[Date Prev][Date Next][Thread Prev][Thread Next]
[Date Index]
[Thread Index]
- Subject: Re: __methcall
- From: Mark Hamburg <mhamburg@...>
- Date: Thu, 04 Nov 2004 10:26:55 -0800
on 11/4/04 9:58 AM, Daniel Silverstone at dsilvers@digital-scurf.org wrote:
> On Thu, 2004-11-04 at 09:43 -0800, Mark Hamburg wrote:
> [snip concerns and comments]
>
> I think the easiest way to answer the questions regarding my patch is to
> simply say..
>
> __methcall first, then __index, then the table itself
But what about entries in the table itself? Do those trump __methcall?

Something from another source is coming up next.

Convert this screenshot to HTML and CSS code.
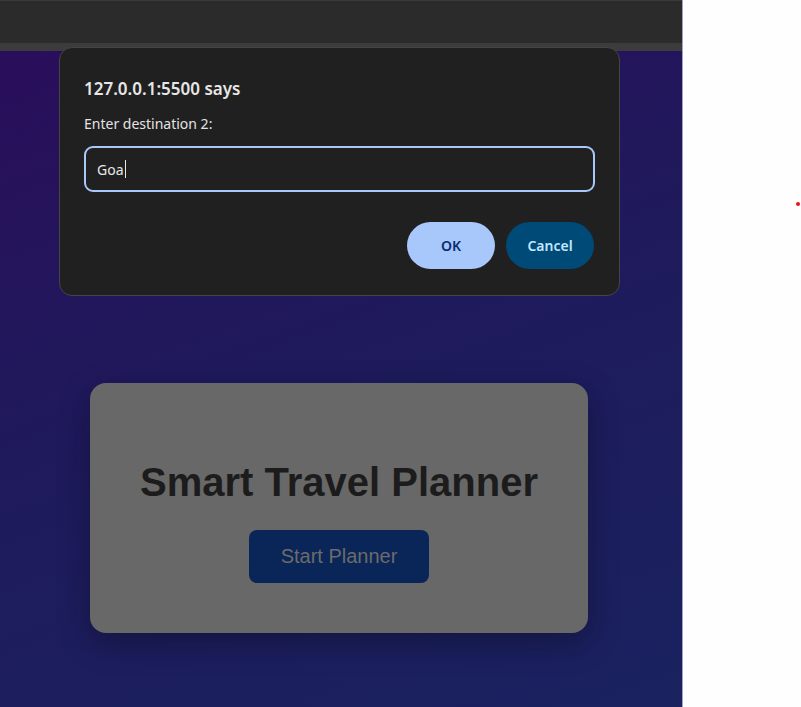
FILE: index.html
```html
<!DOCTYPE html>
<html lang="en">
<head>
<meta charset="utf-8">
<title>Smart Travel Planner</title>
<link rel="stylesheet" href="styles.css">
</head>
<body>
<div class="screen">
  <div class="browser">
    <div class="topbar"></div>
    <div class="strip"></div>
    <main class="page">
      <section class="card">
        <h1 class="card-title">Smart Travel Planner</h1>
        <button class="start-btn">Start Planner</button>
      </section>
    </main>
    <div class="dialog">
      <div class="dialog-title">127.0.0.1:5500 says</div>
      <div class="dialog-label">Enter destination 2:</div>
      <div class="dialog-input"><span class="input-text">Goa</span><span class="caret"></span></div>
      <div class="dialog-actions">
        <button class="btn btn-ok">OK</button>
        <button class="btn btn-cancel">Cancel</button>
      </div>
    </div>
  </div>
  <div class="side"><span class="dot"></span></div>
</div>
</body>
</html>
```
FILE: styles.css
```css
* { box-sizing: border-box; }
html, body { margin: 0; padding: 0; height: 100%; }
body { background: #fefefe; overflow: hidden; }

.screen { display: flex; width: 801px; height: 707px; }

.browser {
  position: relative;
  width: 683px;
  display: flex;
  flex-direction: column;
  border-right: 1px solid #9ea3c2;
}

.topbar { height: 43px; background: #2b2b2b; border-top: 1px solid #3a3a3a; }
.strip { height: 8px; background: #3c3c3c; }

.page {
  flex: 1;
  background: linear-gradient(160deg, #2a0e5b 0%, #1f1a5c 45%, #1a2260 100%);
  padding-top: 332px;
  padding-left: 90px;
}

.card {
  width: 498px;
  height: 250px;
  background: #686868;
  border-radius: 16px;
  box-shadow: 0 10px 30px rgba(10, 10, 30, 0.45);
  display: flex;
  flex-direction: column;
  align-items: center;
  padding-top: 76px;
}

.card-title {
  margin: 0;
  font-family: "Liberation Sans", Arial, sans-serif;
  font-weight: 700;
  font-size: 40px;
  line-height: 46px;
  color: #1c1c1c;
}

.start-btn {
  margin-top: 25px;
  width: 180px;
  height: 53px;
  border: none;
  border-radius: 8px;
  background: #0a2557;
  color: #6b6b6b;
  font-family: "Liberation Sans", Arial, sans-serif;
  font-size: 20px;
}

.dialog {
  position: absolute;
  left: 59px;
  top: 47px;
  width: 561px;
  height: 249px;
  background: #202020;
  border: 1px solid #454545;
  border-radius: 13px;
  padding: 30px 24px 0 24px;
  font-family: "Noto Sans", "Open Sans", sans-serif;
  color: #e3e3e3;
}

.dialog-title {
  font-size: 17px;
  font-weight: 600;
  line-height: 22px;
  color: #e6e6e6;
}

.dialog-label {
  margin-top: 15px;
  font-size: 14px;
  line-height: 18px;
}

.dialog-input {
  margin-top: 13px;
  height: 46px;
  border: 2px solid #a8c7fa;
  border-radius: 9px;
  display: flex;
  align-items: center;
  padding-left: 11px;
  font-size: 14px;
  color: #e8e8e8;
}

.caret {
  display: inline-block;
  width: 1px;
  height: 18px;
  background: #e8e8e8;
  margin-left: 1px;
}

.dialog-actions {
  margin-top: 30px;
  display: flex;
  justify-content: flex-end;
  gap: 11px;
  padding-right: 1px;
}

.btn {
  width: 88px;
  height: 47px;
  border: none;
  border-radius: 24px;
  font-family: "Noto Sans", "Open Sans", sans-serif;
  font-size: 14px;
  font-weight: 600;
}

.btn-ok { background: #a8c7fa; color: #062e6f; }
.btn-cancel { background: #004a77; color: #c2e7ff; }

.side { flex: 1; position: relative; background: #fefefe; }
.dot {
  position: absolute;
  left: 113px;
  top: 202px;
  width: 4px;
  height: 4px;
  border-radius: 50%;
  background: #e8141b;
}
```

> I.E. the idea was simply to (while remaining utterly
> backward-compatible) offer a way to move the methods out of a directly
> indexable mechanism.
>
>> The big benefits of __methcall seem to be:
>> * Easier support for safe userdata method invocation since methods can't be
>> pulled off of one object and used on another. I could see a case for
>> supporting __methcall just for userdata.
>
> The only way this becomes safe is if you go with the
>
> foo:bar(...) ::= getmetatable(foo).__methcall(foo,"bar",...)
>
> otherwise you can extract methods with
> getmetatable(foo).__methcall(foo,"bar")
>
> Personally I don't think it's a question of "hiding" or "making safe" --
> I think it's far more a question partitioning the namespace a little
Protected metatables make this work. If the metatable is protected then,
__methcall only gets invoked from OP_SELF and hence the function can't leak
into the general environment. This means that userdata then doesn't need to
type-test the first parameter on method calls if it exposes it's methods via
__methcall in a protected metatable.